§ Set exercise
Across the entries below, how many lines contain the word "this"? Give the number alone.

§ Records provided
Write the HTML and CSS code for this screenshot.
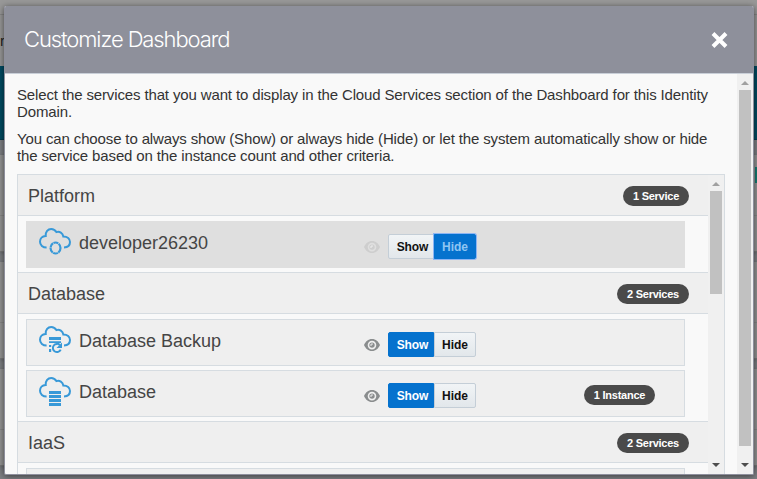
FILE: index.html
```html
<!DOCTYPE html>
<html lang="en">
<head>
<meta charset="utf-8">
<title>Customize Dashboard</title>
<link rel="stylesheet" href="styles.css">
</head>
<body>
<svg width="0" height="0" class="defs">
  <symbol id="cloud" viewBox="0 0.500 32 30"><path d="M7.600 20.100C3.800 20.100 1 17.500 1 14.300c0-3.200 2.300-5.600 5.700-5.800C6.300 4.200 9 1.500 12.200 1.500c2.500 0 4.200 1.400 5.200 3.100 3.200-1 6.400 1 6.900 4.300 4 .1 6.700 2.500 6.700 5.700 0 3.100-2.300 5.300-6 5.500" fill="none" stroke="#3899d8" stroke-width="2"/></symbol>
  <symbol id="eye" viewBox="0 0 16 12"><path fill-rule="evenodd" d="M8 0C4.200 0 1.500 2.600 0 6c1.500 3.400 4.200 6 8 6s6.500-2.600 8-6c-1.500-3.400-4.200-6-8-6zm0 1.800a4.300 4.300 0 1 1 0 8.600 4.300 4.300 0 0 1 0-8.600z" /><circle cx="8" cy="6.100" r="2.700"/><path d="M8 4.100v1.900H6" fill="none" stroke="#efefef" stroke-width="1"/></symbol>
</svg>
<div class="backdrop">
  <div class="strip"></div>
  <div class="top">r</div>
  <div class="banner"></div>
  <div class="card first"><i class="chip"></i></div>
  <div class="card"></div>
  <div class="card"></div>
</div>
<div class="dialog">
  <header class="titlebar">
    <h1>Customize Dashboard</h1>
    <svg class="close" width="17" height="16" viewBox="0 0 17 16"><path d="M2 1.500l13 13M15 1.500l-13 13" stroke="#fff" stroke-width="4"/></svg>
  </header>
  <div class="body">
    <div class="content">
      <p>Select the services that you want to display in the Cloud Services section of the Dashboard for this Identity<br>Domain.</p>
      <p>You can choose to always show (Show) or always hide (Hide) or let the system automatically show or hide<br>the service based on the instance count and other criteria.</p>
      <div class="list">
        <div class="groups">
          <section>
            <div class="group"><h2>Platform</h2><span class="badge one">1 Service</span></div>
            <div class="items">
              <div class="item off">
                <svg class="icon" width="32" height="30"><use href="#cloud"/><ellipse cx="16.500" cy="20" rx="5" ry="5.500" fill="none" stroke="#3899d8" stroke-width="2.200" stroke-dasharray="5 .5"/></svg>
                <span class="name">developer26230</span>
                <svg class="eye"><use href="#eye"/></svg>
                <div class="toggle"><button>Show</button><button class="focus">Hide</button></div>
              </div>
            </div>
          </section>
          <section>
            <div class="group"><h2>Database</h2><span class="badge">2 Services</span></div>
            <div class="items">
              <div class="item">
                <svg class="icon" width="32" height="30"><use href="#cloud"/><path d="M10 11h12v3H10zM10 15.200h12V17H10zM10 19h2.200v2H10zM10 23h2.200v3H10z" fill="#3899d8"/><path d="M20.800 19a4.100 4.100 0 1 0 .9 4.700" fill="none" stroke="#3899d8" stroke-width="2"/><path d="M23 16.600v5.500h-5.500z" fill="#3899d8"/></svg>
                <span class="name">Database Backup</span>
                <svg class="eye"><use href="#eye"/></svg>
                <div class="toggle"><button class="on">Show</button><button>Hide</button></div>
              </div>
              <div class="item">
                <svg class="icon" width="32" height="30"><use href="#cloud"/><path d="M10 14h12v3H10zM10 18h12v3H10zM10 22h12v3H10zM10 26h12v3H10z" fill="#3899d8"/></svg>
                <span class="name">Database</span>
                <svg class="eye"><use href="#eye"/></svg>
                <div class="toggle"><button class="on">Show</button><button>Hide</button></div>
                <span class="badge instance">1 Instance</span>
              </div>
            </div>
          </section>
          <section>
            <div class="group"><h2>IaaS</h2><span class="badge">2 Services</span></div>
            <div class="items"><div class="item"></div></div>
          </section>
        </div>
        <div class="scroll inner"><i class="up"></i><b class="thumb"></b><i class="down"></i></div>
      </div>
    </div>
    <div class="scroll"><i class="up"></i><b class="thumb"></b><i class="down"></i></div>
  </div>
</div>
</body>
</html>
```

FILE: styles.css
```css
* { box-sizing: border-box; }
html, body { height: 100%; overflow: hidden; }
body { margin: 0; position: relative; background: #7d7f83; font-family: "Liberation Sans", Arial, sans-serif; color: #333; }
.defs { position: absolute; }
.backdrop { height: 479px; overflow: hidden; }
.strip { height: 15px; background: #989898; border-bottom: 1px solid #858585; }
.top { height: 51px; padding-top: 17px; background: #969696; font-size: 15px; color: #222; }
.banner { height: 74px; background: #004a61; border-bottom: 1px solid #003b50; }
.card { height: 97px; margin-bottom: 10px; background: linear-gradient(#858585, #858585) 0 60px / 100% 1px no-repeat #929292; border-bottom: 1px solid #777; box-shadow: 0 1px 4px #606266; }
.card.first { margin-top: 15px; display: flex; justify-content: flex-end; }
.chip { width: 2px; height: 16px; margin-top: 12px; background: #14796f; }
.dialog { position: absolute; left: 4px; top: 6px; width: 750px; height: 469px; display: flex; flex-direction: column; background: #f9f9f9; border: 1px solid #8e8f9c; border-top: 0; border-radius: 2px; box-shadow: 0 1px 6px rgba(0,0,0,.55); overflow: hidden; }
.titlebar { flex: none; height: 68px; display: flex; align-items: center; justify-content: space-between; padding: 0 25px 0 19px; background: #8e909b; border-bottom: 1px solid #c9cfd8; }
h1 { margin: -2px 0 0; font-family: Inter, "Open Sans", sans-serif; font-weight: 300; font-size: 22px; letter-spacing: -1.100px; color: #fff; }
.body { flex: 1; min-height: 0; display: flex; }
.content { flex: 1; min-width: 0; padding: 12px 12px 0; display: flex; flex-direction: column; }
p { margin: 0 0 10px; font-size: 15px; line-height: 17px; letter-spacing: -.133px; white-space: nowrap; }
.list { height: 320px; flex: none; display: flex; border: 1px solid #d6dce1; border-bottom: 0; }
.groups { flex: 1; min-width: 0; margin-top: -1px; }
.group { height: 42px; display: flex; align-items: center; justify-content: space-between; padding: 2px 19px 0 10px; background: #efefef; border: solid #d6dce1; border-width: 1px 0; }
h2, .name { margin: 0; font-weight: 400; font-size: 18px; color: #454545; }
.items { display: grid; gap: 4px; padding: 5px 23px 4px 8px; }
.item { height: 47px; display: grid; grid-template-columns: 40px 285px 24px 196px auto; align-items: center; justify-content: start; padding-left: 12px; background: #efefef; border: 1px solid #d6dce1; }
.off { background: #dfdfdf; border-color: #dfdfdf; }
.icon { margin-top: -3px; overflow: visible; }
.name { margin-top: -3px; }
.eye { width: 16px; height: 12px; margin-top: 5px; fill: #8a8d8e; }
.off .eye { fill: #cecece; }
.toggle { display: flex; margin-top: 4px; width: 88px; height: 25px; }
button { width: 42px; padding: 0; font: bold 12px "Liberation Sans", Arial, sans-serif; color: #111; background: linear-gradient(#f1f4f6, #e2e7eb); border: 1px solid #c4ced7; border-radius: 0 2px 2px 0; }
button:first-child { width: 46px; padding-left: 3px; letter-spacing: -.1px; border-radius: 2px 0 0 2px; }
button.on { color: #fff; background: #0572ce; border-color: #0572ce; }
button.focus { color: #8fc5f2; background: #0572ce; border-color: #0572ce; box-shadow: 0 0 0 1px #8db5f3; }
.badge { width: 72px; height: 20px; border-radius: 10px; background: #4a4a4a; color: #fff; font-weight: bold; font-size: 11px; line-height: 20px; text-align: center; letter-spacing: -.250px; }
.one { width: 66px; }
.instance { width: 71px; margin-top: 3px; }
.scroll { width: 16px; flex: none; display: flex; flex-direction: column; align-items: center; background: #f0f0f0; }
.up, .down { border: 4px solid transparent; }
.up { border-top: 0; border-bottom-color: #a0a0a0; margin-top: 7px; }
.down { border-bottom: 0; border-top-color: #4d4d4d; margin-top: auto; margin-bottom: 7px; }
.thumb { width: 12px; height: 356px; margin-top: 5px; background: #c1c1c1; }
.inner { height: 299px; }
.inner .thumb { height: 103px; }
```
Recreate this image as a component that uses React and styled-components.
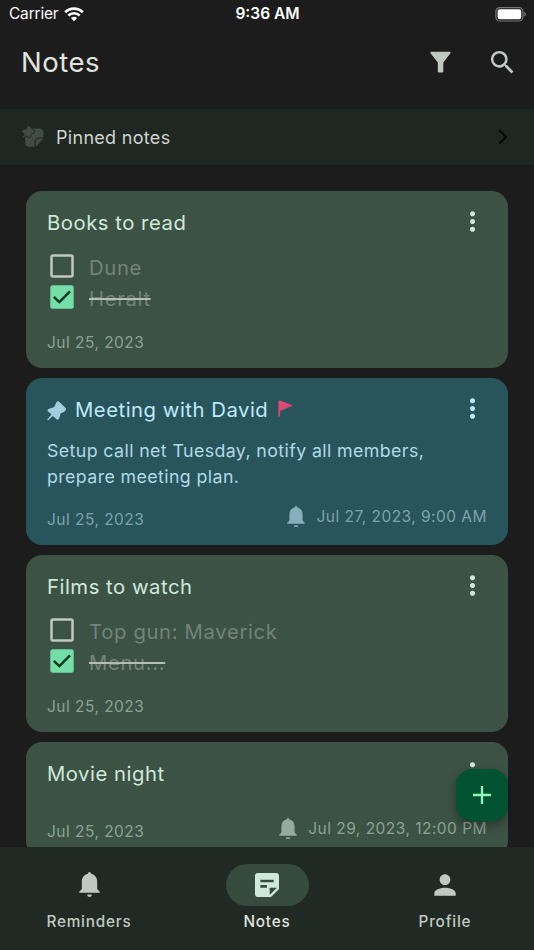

§ Expected answer
3